The inhabitants of these communes are young people with long criminal records, who have been up repeatedly before the Commission for Cases of Minors, before the courts, who have served many terms of deprivation of liberty in various juvenile institutions. The cases seemed hopeless, and the experiment, so bold and unique, was tried in an effort to give a new viewpoint that would induce a complete break with the former criminal type of life. One of these communes, the largest both as to number and scope of development, is described in detail in the next chapter. In this place we only mention the general plan and underlying principles.

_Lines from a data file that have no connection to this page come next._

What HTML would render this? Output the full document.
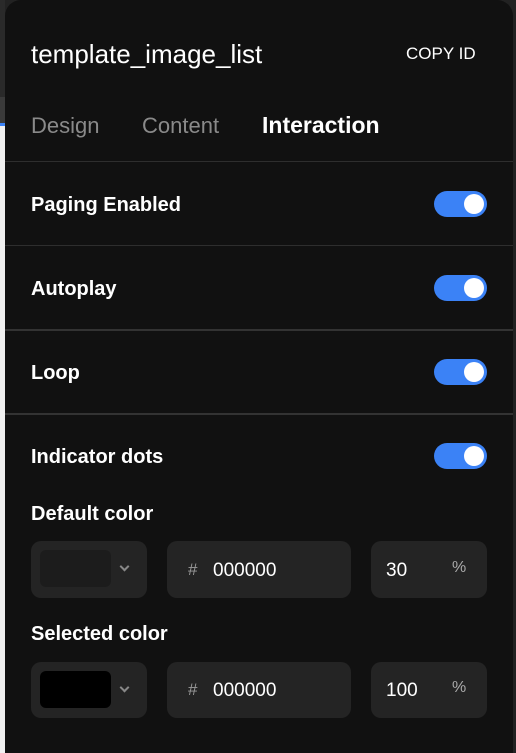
<!DOCTYPE html>
<html><head><style>
*{margin:0;padding:0;box-sizing:border-box}
body{width:516px;height:753px;background:#222;position:relative;overflow:hidden;font-family:"Liberation Sans",sans-serif;color:#fff}
.l1{position:absolute;left:0;top:0;width:5px;height:97px;background:#2a2a2a}
.l2{position:absolute;left:0;top:97px;width:5px;height:26px;background:#3a3a3a}
.l3{position:absolute;left:0;top:123px;width:5px;height:3px;background:#3b82f6}
.l4{position:absolute;left:0;top:126px;width:5px;height:627px;background:#f0f0f0}
.panel{position:absolute;left:5px;top:0;width:508px;height:753px;background:#111;border-radius:16px 16px 0 0}
.t{position:absolute;white-space:nowrap}
.hr{position:absolute;left:5px;width:508px;height:1px;background:#2e2e2e}
.tg{position:absolute;left:434px;width:53px;height:26px;border-radius:13px;background:#3b82f6}
.tg:after{content:"";position:absolute;right:3px;top:3px;width:20px;height:20px;border-radius:50%;background:#fff}
.lab{font-weight:bold;font-size:20px;left:31px}
.box{position:absolute;background:#242424;border-radius:10px}
.sw{position:absolute;left:9px;top:9px;width:71px;height:37px;border-radius:6px}
.chev{position:absolute;left:90px;top:22px;width:7px;height:7px;border-right:2px solid #888;border-bottom:2px solid #888;transform:rotate(45deg)}
</style></head><body>
<div class="l1"></div><div class="l2"></div><div class="l3"></div><div class="l4"></div>
<div class="panel"></div>
<div class="t" style="left:31px;top:39px;font-size:26px">template_image_list</div>
<div class="t" style="left:406px;top:44px;font-size:17px">COPY ID</div>
<div class="t" style="left:31px;top:113px;font-size:22px;color:#8a8a8a">Design</div>
<div class="t" style="left:142px;top:113px;font-size:22px;color:#8a8a8a">Content</div>
<div class="t" style="left:262px;top:112px;font-size:23px;font-weight:bold">Interaction</div>
<div class="hr" style="top:161px"></div>
<div class="t lab" style="top:194px">Paging Enabled</div><div class="tg" style="top:191px"></div>
<div class="hr" style="top:245px"></div>
<div class="t lab" style="top:278px">Autoplay</div><div class="tg" style="top:275px"></div>
<div class="hr" style="top:329px;height:2px;background:#333"></div>
<div class="t lab" style="top:362px">Loop</div><div class="tg" style="top:359px"></div>
<div class="hr" style="top:413px;height:2px;background:#333"></div>
<div class="t lab" style="top:446px">Indicator dots</div><div class="tg" style="top:443px"></div>
<div class="t lab" style="top:503px">Default color</div>
<div class="box" style="left:31px;top:541px;width:116px;height:57px"><div class="sw" style="background:#1c1c1c"></div><div class="chev"></div></div>
<div class="box" style="left:167px;top:541px;width:184px;height:57px"><span class="t" style="left:21px;top:19px;font-size:17px;color:#999">#</span><span class="t" style="left:46px;top:19px;font-size:19px">000000</span></div>
<div class="box" style="left:371px;top:541px;width:116px;height:57px"><span class="t" style="left:15px;top:19px;font-size:19px">30</span><span class="t" style="left:81px;top:18px;font-size:16px;color:#aaa">%</span></div>
<div class="t lab" style="top:623px">Selected color</div>
<div class="box" style="left:31px;top:662px;width:116px;height:56px"><div class="sw" style="background:#000"></div><div class="chev"></div></div>
<div class="box" style="left:167px;top:662px;width:184px;height:56px"><span class="t" style="left:21px;top:18px;font-size:17px;color:#999">#</span><span class="t" style="left:46px;top:18px;font-size:19px">000000</span></div>
<div class="box" style="left:371px;top:662px;width:116px;height:56px"><span class="t" style="left:15px;top:18px;font-size:19px">100</span><span class="t" style="left:81px;top:17px;font-size:16px;color:#aaa">%</span></div>
</body></html>
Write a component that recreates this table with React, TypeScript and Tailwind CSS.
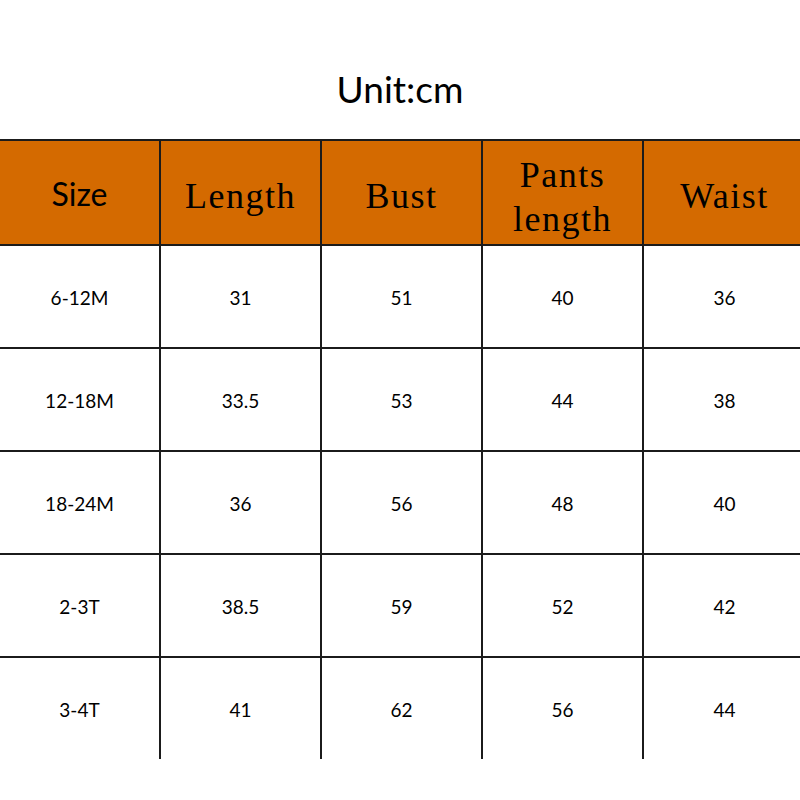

The main difference between the apprenticeship school and these labor communes of the OGPU is in method and not in principle. The labor commune is organized around large labor work, where both sexes contribute, while in the apprenticeship schools the emphasis is on education, on the preparation for industrial work. One of the basic principles in the labor commune is complete freedom as to movement, while in the schools restriction of movement is naturally required since the program is compulsory in its nature. In the apprenticeship schools there is also segregation of the sexes in the matter of residence; the boys and girls meet together in theatres, on excursions, in museums, on walks, and other places, but live in separate homes. It seems inconsistent to state that the labor commune is made up of those more habituated to crime, since it enjoys greater freedom, while the schools are composed of the less criminal; but this is nevertheless true. When one remembers, though, that the commune is the result of a desperate move to save a great number of habitual criminals, whereas the schools are merely for training those of even younger years, the situation is more easily understood.

In the schools the age group is from 15-18 years. The sources from which they come are, (a) those sent on court order, and (b) those sent by the Commission for Cases of Minors, and all other authorities empowered to commit them. If the term is up before the training of the child is completed, the pedagogical commune may retain him, provided the entire term does not exceed three years.2

In the communes, the age group, although in the beginning limited to those of 13-17, is now composed of those of 16-24. The satisfaction of the authorities with the achievement of the First Labor Commune (Bolshevo) led to the establishment of others, and at the present time several thousand former criminals, some of them committing the worst sort of crimes, are being trained and educated while they participate in community life.


1.  Article by A. Shestakova, “Principles of Organization of Correctional Labor Institutions for Children,” from Vishinsky, op. cit. p. 348.

2.  Section 42 of the Correctional Labor Code of 1933.